Directive: Search the data below for the word "React" and copy each line that holds it.

╔══

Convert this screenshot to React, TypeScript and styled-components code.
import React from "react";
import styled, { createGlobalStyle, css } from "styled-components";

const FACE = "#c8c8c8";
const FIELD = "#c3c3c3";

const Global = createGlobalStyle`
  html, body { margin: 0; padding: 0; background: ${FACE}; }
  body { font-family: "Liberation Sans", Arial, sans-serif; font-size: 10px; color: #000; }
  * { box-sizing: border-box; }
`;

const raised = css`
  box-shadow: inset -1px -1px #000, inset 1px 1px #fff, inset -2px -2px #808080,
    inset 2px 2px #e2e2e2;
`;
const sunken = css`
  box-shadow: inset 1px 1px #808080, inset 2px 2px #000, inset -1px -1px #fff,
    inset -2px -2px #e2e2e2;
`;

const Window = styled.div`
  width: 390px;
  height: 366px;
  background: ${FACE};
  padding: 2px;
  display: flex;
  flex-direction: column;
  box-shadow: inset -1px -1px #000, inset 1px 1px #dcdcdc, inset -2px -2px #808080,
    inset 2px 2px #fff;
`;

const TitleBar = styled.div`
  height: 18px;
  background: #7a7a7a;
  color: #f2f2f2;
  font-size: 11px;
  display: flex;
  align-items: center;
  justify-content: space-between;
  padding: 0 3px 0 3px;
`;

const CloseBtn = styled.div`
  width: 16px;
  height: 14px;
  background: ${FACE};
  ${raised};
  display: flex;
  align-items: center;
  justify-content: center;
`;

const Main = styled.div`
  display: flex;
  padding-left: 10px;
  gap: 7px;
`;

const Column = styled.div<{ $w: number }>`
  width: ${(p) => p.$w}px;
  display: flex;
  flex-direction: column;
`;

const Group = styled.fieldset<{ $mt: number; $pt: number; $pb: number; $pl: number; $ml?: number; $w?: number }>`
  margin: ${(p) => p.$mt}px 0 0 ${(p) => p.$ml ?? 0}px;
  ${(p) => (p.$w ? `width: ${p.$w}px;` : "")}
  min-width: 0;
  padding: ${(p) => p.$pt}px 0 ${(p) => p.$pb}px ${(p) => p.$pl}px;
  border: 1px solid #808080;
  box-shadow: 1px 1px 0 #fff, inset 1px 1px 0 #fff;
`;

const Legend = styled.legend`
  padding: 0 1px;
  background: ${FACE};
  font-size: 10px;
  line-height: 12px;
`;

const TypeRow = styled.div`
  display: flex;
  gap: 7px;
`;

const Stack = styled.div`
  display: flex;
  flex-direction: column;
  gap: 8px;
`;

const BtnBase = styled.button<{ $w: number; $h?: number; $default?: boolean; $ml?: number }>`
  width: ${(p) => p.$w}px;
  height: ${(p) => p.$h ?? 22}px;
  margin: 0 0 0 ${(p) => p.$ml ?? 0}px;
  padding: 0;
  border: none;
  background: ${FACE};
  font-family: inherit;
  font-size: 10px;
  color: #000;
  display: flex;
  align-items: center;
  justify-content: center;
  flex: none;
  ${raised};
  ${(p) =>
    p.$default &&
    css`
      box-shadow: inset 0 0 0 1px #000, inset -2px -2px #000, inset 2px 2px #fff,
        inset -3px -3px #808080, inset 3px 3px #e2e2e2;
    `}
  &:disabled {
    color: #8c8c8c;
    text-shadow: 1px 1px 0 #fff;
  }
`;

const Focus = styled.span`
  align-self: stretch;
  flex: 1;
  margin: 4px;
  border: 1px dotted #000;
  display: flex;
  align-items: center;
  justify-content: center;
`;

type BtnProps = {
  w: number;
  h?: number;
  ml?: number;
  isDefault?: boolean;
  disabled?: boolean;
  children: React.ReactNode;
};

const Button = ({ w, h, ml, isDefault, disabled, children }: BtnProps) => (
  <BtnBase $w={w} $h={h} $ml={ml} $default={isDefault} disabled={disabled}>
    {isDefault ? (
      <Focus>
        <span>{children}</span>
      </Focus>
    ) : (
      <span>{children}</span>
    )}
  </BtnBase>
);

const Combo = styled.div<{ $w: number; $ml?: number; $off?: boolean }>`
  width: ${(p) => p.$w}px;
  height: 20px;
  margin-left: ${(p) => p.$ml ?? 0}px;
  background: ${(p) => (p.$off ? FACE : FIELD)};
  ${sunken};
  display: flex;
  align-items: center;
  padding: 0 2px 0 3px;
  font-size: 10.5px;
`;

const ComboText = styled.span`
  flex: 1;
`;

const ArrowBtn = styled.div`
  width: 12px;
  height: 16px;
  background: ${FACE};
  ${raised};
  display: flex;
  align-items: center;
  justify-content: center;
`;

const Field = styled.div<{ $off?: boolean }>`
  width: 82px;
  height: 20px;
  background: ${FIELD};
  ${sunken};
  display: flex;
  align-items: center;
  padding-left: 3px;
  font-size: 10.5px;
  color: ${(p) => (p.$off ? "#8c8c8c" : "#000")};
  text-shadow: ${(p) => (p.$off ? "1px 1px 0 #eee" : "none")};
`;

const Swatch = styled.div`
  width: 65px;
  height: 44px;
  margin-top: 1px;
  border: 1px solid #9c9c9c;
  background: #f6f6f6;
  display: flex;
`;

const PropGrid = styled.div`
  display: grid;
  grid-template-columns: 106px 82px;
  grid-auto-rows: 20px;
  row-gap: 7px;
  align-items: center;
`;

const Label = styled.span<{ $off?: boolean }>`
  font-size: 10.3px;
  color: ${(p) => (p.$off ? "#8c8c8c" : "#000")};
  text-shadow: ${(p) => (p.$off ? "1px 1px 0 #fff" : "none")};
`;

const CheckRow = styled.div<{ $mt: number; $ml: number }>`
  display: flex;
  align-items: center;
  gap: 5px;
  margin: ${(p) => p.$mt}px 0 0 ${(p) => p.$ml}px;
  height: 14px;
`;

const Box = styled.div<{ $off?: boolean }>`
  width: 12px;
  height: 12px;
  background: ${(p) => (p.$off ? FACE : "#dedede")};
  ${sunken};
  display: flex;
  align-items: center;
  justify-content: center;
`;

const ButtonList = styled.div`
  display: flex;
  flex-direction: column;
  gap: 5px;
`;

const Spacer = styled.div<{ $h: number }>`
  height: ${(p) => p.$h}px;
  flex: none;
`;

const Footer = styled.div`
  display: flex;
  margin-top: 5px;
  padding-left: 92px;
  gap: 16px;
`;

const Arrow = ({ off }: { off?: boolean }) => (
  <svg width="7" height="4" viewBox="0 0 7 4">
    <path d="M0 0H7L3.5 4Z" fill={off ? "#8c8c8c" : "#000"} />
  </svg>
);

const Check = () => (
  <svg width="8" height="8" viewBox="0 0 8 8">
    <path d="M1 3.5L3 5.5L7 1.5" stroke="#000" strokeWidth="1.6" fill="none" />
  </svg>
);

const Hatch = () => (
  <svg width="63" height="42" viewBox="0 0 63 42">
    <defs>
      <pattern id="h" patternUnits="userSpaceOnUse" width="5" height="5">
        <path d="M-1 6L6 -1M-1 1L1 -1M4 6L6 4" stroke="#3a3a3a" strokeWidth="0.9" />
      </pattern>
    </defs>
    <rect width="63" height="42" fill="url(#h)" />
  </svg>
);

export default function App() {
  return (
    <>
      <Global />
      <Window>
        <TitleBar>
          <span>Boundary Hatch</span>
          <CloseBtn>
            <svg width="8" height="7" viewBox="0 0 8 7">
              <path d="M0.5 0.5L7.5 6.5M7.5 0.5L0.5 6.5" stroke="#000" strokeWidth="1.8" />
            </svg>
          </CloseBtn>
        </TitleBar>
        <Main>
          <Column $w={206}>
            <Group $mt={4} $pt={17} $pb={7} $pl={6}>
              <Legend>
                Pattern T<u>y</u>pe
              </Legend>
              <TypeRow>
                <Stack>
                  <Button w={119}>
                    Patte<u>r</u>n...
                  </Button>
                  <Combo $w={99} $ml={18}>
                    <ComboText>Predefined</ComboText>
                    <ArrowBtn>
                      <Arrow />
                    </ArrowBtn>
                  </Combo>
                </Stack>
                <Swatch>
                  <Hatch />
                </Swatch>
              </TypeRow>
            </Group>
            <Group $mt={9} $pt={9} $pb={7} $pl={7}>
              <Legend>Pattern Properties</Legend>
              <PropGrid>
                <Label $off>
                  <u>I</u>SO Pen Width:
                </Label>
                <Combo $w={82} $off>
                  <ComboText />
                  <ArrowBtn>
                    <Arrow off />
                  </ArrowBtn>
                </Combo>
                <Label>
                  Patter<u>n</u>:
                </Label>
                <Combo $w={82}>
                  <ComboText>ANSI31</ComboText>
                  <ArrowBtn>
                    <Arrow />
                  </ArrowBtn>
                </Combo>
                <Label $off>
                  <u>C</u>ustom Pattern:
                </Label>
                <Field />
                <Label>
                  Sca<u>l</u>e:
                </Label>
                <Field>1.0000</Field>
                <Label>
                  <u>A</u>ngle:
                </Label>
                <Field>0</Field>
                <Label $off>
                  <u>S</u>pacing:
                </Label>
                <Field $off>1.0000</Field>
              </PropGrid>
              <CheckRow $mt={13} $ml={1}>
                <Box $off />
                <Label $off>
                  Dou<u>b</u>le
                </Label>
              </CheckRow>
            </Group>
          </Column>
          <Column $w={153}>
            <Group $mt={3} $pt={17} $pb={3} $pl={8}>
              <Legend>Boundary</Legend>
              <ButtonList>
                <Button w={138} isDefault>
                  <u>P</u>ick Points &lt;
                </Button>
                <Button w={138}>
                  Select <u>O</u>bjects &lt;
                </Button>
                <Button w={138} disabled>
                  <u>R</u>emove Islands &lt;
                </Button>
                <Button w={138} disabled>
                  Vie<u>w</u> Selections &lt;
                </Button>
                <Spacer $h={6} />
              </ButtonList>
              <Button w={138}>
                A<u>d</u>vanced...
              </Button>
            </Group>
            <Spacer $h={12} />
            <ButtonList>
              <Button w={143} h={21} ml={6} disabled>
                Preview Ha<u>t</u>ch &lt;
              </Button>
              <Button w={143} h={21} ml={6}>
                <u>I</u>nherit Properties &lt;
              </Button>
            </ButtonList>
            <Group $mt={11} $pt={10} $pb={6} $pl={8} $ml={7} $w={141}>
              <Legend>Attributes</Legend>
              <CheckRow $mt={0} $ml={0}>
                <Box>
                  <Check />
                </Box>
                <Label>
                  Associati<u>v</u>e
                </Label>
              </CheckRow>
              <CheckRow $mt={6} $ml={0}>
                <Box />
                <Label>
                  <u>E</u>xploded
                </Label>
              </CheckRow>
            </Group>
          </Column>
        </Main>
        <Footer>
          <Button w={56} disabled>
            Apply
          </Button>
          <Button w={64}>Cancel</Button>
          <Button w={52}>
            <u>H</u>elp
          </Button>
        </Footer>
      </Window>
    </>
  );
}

╚══

Result for this task:
Convert this screenshot to React, TypeScript and styled-components code.
import React from "react";
  children: React.ReactNode;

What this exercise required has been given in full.